** Job **
Can you find the lines of the listing that include "components" and copy every one?

** Data **
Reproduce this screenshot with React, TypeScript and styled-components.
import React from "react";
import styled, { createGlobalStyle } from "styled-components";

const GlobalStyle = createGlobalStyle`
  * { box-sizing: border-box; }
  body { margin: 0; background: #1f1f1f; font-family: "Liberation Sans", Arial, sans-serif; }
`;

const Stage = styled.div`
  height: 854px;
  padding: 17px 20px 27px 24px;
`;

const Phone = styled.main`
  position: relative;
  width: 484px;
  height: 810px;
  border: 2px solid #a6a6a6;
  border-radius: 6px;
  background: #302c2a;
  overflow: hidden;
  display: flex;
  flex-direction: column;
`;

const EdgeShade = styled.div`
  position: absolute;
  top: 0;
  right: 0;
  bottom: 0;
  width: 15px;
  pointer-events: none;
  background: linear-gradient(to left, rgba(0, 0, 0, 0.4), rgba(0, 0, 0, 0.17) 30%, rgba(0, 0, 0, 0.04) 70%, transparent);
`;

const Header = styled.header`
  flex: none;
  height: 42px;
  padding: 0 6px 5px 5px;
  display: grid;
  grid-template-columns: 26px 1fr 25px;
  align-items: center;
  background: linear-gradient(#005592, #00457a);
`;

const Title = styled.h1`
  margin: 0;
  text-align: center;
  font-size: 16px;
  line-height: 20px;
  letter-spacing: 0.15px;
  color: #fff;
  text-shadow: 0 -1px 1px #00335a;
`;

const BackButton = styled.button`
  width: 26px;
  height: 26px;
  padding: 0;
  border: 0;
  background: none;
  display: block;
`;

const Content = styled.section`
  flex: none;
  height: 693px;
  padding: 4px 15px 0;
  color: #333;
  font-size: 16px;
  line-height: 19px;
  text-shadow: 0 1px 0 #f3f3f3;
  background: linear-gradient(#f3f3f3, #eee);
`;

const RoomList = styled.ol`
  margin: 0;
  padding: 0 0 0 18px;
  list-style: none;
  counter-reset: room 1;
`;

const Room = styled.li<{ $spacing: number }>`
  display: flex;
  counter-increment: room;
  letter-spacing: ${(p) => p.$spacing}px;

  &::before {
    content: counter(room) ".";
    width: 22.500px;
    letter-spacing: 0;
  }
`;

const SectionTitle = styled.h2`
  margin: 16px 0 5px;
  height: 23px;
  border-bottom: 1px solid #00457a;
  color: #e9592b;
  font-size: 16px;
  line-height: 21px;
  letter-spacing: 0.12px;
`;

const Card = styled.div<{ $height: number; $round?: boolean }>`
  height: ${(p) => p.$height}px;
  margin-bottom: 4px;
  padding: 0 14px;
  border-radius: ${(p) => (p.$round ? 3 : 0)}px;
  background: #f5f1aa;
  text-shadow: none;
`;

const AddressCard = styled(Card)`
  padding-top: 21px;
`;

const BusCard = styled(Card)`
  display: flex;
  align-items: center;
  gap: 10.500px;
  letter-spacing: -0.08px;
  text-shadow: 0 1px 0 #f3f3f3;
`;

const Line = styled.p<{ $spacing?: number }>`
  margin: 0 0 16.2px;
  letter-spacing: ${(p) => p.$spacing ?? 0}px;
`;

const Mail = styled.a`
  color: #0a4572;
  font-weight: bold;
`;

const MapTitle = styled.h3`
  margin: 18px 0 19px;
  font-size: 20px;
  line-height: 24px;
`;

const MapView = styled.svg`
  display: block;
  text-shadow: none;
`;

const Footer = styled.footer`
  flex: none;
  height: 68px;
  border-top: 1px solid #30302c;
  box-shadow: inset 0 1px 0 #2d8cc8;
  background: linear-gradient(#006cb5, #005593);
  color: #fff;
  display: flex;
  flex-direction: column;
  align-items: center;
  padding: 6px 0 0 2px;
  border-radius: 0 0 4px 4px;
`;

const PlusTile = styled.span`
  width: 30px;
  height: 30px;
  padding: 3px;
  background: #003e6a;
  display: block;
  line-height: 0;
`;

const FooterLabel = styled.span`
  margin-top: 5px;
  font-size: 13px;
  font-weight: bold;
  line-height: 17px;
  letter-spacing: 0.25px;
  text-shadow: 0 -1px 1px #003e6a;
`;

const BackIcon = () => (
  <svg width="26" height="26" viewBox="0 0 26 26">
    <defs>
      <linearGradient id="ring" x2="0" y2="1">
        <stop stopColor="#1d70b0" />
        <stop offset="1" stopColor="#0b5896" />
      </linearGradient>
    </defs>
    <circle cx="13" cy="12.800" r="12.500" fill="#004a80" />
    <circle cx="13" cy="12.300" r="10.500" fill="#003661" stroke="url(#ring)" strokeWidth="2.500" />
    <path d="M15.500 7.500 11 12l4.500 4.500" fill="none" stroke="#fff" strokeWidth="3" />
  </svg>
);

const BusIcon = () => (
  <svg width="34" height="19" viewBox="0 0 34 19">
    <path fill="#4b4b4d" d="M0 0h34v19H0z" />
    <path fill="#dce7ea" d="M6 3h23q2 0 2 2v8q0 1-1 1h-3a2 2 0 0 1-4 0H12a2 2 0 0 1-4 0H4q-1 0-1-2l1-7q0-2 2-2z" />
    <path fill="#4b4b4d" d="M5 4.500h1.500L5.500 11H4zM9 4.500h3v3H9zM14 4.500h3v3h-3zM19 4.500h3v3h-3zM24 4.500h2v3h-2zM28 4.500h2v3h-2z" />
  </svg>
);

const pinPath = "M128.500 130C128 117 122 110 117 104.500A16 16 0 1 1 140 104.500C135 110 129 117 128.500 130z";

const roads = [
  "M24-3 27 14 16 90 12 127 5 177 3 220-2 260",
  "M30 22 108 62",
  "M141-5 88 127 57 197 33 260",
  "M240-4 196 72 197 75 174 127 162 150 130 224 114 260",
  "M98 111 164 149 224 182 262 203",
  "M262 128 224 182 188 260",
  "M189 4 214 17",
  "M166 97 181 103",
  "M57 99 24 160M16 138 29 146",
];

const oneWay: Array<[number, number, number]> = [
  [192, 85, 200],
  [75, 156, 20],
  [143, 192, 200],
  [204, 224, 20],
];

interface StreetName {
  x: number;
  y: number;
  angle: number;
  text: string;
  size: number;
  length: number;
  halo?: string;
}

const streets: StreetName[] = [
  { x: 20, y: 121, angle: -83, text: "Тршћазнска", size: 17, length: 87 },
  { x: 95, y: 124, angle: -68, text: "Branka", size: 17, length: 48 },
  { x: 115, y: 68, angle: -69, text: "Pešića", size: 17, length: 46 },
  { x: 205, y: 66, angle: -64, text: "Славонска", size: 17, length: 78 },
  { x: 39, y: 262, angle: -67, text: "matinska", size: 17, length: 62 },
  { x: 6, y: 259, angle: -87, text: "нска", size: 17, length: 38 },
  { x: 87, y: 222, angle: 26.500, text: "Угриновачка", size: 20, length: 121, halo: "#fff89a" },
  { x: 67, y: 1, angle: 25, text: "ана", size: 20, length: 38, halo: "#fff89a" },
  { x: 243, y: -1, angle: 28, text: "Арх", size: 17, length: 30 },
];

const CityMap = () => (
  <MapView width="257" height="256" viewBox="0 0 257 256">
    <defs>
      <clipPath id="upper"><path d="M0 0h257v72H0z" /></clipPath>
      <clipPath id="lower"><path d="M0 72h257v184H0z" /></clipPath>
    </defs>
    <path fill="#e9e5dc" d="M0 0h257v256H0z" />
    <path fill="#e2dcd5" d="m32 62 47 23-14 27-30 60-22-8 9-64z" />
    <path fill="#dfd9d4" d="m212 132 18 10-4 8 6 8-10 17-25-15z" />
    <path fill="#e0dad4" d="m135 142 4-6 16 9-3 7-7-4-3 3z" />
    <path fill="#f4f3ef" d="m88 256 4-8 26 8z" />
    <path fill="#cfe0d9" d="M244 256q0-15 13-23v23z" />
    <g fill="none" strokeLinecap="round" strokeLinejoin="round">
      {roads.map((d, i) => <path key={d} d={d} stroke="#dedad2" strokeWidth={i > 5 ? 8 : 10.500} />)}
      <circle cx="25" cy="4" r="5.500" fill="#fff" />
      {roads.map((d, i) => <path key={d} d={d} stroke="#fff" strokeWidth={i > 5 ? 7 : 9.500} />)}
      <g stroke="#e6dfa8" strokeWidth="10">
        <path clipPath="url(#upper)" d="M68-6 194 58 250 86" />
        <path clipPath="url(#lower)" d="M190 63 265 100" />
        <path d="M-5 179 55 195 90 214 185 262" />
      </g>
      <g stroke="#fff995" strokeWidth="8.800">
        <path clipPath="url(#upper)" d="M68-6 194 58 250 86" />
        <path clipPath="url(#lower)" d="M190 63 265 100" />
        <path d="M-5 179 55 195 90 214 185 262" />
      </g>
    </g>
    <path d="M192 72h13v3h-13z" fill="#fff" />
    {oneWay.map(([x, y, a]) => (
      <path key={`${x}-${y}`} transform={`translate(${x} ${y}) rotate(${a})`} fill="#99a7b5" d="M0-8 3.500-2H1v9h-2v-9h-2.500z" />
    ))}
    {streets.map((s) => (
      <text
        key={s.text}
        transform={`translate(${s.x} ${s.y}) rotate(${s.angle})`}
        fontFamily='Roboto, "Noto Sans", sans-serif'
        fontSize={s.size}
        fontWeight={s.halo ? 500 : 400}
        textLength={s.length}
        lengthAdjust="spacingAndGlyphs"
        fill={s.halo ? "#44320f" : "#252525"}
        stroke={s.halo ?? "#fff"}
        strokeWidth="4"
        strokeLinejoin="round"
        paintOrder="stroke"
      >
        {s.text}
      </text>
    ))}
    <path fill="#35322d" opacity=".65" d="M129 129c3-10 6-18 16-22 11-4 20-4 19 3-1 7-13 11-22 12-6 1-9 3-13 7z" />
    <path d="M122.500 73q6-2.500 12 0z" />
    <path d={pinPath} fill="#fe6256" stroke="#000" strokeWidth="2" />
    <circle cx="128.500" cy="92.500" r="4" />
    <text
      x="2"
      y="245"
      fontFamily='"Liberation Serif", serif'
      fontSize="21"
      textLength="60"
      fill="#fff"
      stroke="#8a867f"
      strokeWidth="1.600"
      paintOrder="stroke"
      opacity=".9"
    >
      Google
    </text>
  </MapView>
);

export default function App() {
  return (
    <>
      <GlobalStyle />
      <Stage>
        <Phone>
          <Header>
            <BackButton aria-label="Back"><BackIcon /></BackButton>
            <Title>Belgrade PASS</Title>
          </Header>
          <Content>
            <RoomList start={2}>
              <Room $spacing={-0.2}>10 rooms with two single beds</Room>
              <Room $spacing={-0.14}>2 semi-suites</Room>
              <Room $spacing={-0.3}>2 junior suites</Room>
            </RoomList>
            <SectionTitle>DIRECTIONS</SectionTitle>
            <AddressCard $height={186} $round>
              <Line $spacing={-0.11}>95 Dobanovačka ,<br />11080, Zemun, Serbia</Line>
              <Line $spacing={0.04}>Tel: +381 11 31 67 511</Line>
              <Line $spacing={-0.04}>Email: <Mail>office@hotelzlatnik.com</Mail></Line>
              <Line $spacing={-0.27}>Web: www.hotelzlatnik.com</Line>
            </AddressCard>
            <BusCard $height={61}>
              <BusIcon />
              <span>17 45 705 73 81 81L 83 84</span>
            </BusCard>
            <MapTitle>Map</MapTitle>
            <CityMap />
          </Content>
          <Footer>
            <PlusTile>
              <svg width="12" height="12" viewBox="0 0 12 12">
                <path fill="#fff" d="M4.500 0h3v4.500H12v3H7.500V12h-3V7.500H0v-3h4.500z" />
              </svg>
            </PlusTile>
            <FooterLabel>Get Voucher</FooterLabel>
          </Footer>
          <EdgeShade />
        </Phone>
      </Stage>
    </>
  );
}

* * *

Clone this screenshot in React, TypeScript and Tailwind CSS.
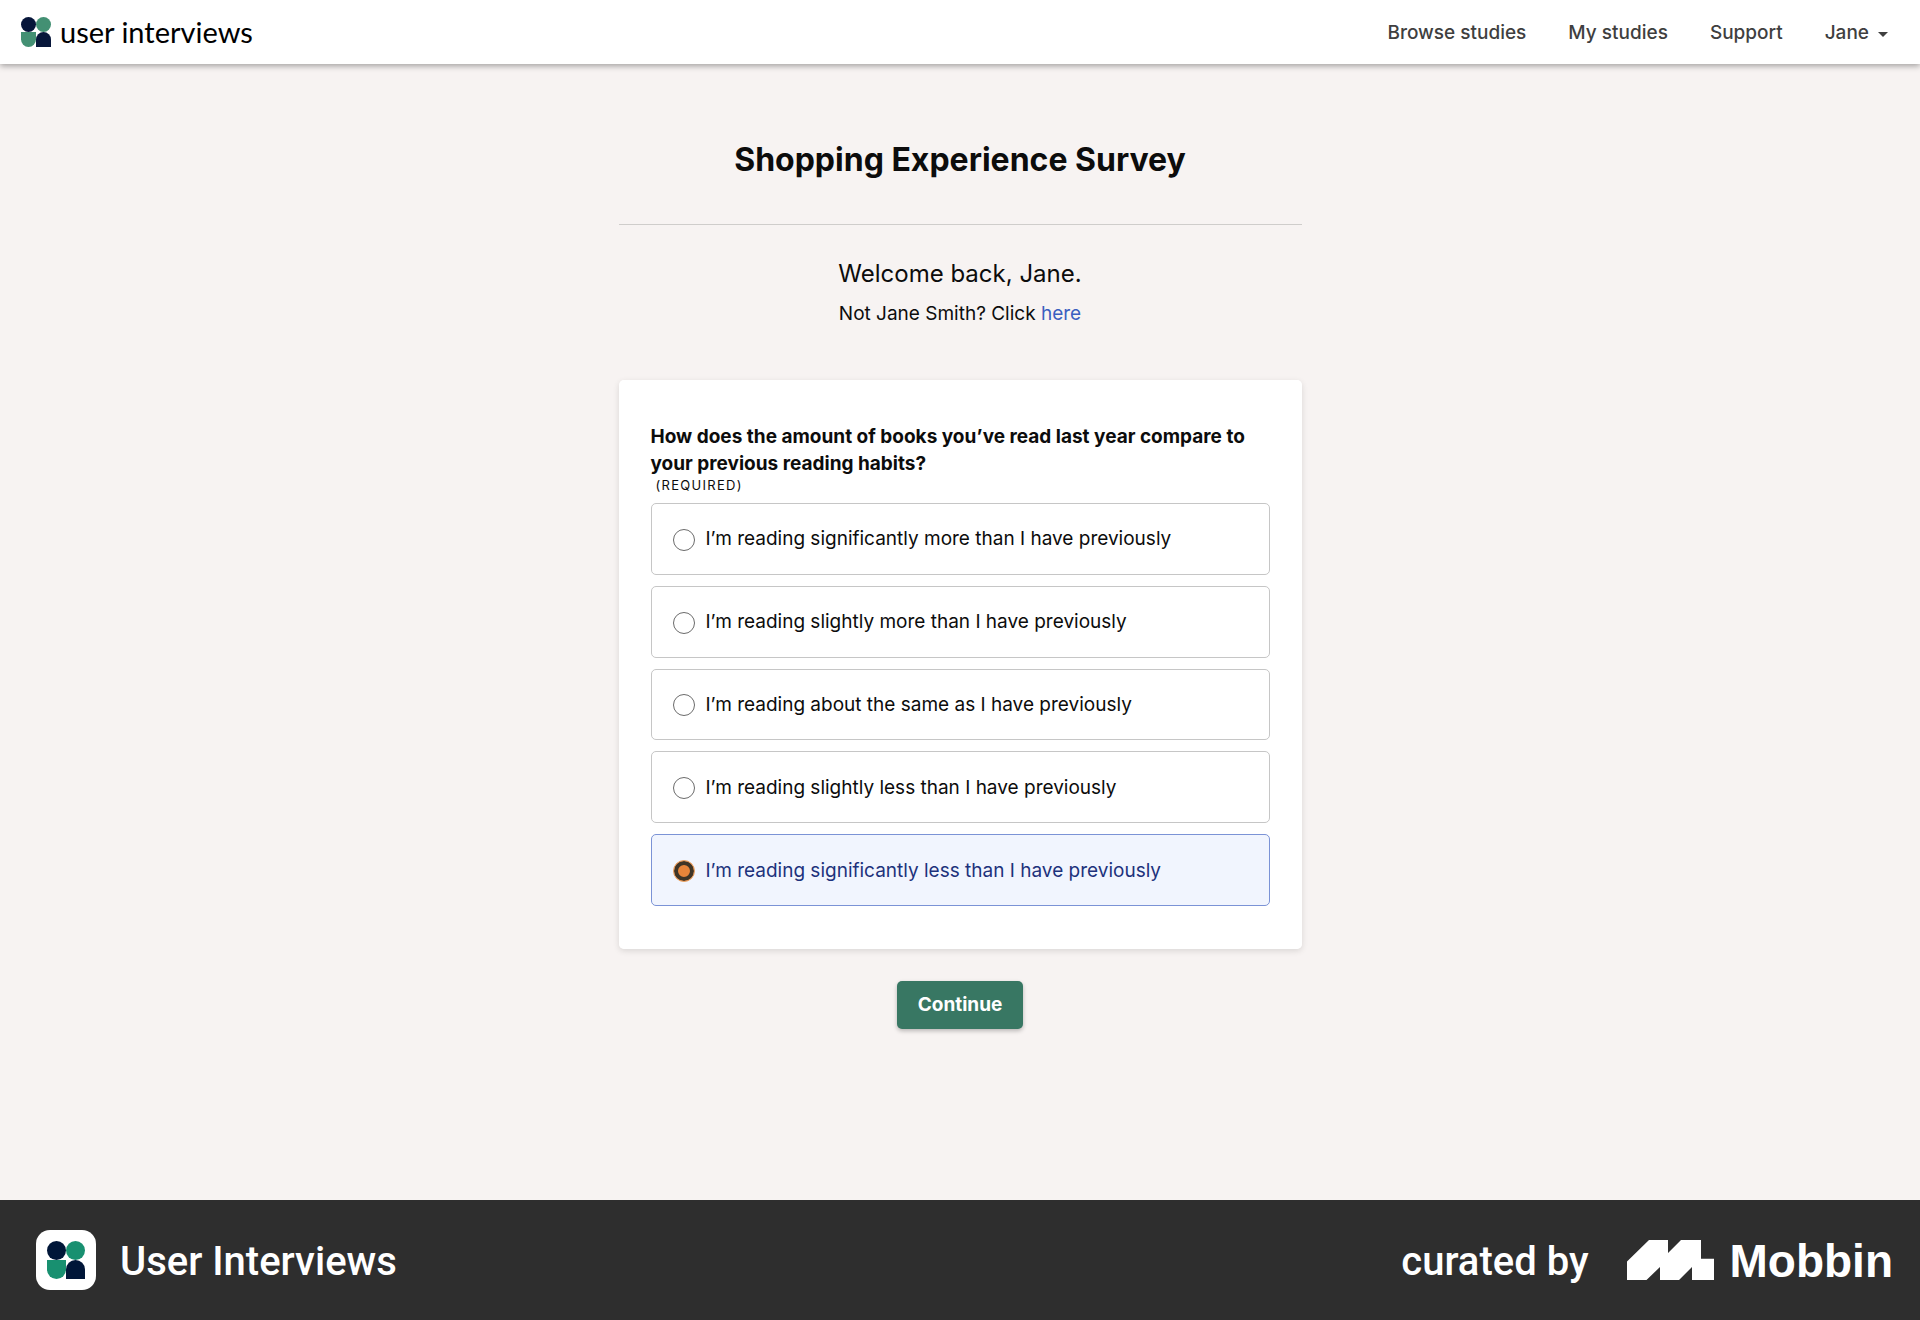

** Response **
Reproduce this screenshot with React, TypeScript and styled-components.
import styled, { createGlobalStyle } from "styled-components";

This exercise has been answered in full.